We have now passed the 100-day marker for Donald Trump’s presidency — but don’t expect the report cards to go away.
A president with no precedent and approval ratings far below any of the leaders who’ve come before him is sure to keep getting appraisals from the media, historians and political Washington as his next three months in office begin. Already, many are examining what it could hold: A showdown with North Korea. A decision on the Paris climate accord. Efforts to fund his promise for a border wall, pass tax reform and repeal the Affordable Care Act after his initial attempt ended in defeat.
But it’s not just because those rating him will keep doing it: Trump also seems to embrace it, albeit inconsistently. As we wrote last week, most presidents, with the notable exception of Bill Clinton, shied away from the 100-day marker, suggesting they should be judged on longer timeframes or avoiding the creation of deadlines for themselves. Trump, however, has both called it a “ridiculous standard” at the same time he keeps referring to it — tweeting about it, making false comparisons between his and his predecessors’ during a speech, and setting out a “contract for the American voter” on what he would deliver during his first 100 days.

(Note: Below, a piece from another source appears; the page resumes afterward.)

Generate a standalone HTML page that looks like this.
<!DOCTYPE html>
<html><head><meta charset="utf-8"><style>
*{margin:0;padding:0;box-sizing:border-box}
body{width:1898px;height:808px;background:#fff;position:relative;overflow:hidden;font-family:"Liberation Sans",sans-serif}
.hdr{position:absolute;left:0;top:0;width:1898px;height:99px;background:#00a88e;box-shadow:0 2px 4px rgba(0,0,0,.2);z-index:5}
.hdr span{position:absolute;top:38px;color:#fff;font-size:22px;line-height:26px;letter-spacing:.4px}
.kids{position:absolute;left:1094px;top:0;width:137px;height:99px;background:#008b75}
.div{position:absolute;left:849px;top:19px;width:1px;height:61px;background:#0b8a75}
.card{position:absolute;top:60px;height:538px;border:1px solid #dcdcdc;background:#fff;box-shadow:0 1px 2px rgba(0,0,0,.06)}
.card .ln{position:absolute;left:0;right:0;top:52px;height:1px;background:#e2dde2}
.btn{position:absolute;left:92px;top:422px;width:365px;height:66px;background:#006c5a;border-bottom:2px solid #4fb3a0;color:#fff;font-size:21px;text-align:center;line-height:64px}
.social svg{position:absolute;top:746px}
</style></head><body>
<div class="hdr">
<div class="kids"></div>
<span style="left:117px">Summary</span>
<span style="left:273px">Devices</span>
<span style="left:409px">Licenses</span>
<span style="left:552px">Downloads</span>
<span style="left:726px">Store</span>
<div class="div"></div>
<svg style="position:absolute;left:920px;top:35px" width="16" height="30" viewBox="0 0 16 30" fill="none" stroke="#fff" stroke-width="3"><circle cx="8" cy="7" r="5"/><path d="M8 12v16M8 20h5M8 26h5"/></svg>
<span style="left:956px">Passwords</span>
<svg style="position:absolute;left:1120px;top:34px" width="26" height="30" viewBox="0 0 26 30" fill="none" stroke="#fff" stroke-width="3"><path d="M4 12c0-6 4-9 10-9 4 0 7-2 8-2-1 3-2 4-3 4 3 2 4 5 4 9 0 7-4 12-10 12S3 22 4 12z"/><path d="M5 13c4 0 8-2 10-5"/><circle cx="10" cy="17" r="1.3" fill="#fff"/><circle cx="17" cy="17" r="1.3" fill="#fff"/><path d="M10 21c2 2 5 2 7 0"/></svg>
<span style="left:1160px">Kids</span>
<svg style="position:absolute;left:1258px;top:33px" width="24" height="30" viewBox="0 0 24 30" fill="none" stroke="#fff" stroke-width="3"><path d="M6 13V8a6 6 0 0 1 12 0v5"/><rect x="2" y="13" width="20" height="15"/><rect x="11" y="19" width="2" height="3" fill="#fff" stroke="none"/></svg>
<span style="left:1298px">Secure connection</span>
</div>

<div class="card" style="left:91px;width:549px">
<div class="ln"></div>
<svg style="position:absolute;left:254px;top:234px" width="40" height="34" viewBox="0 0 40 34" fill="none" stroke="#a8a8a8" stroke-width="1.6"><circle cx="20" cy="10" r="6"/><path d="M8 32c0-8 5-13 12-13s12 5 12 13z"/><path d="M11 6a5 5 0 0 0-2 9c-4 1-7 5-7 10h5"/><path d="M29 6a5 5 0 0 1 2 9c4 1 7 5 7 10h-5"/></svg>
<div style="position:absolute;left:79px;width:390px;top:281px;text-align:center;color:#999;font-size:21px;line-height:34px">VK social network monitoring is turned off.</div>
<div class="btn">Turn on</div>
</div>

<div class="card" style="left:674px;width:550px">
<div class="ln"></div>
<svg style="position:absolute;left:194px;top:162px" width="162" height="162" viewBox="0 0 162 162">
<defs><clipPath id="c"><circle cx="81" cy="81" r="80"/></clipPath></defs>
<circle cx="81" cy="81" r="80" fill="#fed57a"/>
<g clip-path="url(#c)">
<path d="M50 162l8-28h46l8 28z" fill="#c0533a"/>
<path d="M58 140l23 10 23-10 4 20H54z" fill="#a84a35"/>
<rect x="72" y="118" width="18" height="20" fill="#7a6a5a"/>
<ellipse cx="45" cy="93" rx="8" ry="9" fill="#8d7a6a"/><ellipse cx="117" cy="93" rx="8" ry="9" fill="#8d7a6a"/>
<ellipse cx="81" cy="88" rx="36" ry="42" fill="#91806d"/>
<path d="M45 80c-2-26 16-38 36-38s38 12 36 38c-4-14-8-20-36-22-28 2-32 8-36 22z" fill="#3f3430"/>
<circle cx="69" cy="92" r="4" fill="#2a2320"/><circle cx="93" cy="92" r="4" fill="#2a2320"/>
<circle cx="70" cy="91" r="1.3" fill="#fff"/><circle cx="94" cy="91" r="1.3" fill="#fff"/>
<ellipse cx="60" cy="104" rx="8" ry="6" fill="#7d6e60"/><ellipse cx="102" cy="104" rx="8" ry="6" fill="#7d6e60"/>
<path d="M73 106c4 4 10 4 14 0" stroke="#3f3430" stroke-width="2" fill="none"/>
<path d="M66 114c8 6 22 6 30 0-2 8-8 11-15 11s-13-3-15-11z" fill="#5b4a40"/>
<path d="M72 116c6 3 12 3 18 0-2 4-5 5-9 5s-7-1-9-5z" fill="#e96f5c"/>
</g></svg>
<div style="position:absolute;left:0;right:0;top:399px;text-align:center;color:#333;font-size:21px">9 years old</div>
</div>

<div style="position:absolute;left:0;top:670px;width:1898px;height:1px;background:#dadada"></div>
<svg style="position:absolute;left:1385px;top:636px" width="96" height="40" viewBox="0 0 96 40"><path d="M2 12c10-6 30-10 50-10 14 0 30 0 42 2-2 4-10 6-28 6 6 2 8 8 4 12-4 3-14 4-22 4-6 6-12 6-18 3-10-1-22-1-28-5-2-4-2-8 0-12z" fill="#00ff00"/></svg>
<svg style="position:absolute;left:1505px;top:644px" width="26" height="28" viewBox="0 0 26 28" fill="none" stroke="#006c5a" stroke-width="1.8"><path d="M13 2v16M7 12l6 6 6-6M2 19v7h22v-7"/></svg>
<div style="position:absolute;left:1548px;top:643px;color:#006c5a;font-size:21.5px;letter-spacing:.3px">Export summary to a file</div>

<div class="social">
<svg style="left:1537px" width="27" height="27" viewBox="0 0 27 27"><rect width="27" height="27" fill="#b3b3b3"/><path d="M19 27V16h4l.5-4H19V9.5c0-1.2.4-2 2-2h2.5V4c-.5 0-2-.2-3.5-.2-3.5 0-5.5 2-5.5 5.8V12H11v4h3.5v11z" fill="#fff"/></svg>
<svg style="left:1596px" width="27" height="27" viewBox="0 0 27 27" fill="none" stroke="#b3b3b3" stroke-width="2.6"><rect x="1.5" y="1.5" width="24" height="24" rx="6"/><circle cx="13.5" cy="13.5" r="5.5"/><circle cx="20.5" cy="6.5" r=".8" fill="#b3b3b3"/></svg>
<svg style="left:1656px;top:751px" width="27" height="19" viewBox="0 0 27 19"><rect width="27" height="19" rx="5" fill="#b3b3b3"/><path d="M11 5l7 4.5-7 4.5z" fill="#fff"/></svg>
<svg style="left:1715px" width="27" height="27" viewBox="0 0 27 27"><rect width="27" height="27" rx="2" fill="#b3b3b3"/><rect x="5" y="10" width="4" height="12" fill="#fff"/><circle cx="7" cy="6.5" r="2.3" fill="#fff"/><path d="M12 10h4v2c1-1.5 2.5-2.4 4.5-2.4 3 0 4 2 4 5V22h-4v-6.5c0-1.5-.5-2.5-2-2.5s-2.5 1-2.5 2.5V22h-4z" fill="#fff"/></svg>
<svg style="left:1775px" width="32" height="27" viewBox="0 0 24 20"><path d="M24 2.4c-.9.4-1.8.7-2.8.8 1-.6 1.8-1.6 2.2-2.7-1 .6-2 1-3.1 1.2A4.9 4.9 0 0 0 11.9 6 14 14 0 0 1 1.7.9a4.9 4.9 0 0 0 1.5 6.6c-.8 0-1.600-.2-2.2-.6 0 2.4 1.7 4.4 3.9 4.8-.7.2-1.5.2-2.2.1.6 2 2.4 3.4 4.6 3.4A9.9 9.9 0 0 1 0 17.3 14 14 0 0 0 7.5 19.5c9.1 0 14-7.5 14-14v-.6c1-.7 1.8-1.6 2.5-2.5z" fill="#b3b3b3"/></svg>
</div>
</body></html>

That only continued in the days leading up to the milestone on Saturday. He’s reportedly putting money behind an ad campaign touting his first 100 days. He held a rally on the day the famous yardstick was hit, in which he unloaded on the press. His administration released a list of actions titled “100 days of accountability.” And of course, he tweeted about it, retweeting the founder of a conservative student group who praised the start of Trump’s term.
As the presidential historian Robert Dallek told the New York Times last week, “as with so much else, Trump is a study in inconsistency,” he said. “One minute he says his 100 days have been the best of any president, and the next minute he decries the idea of measuring a president by the 100 days.” That’s not likely to change.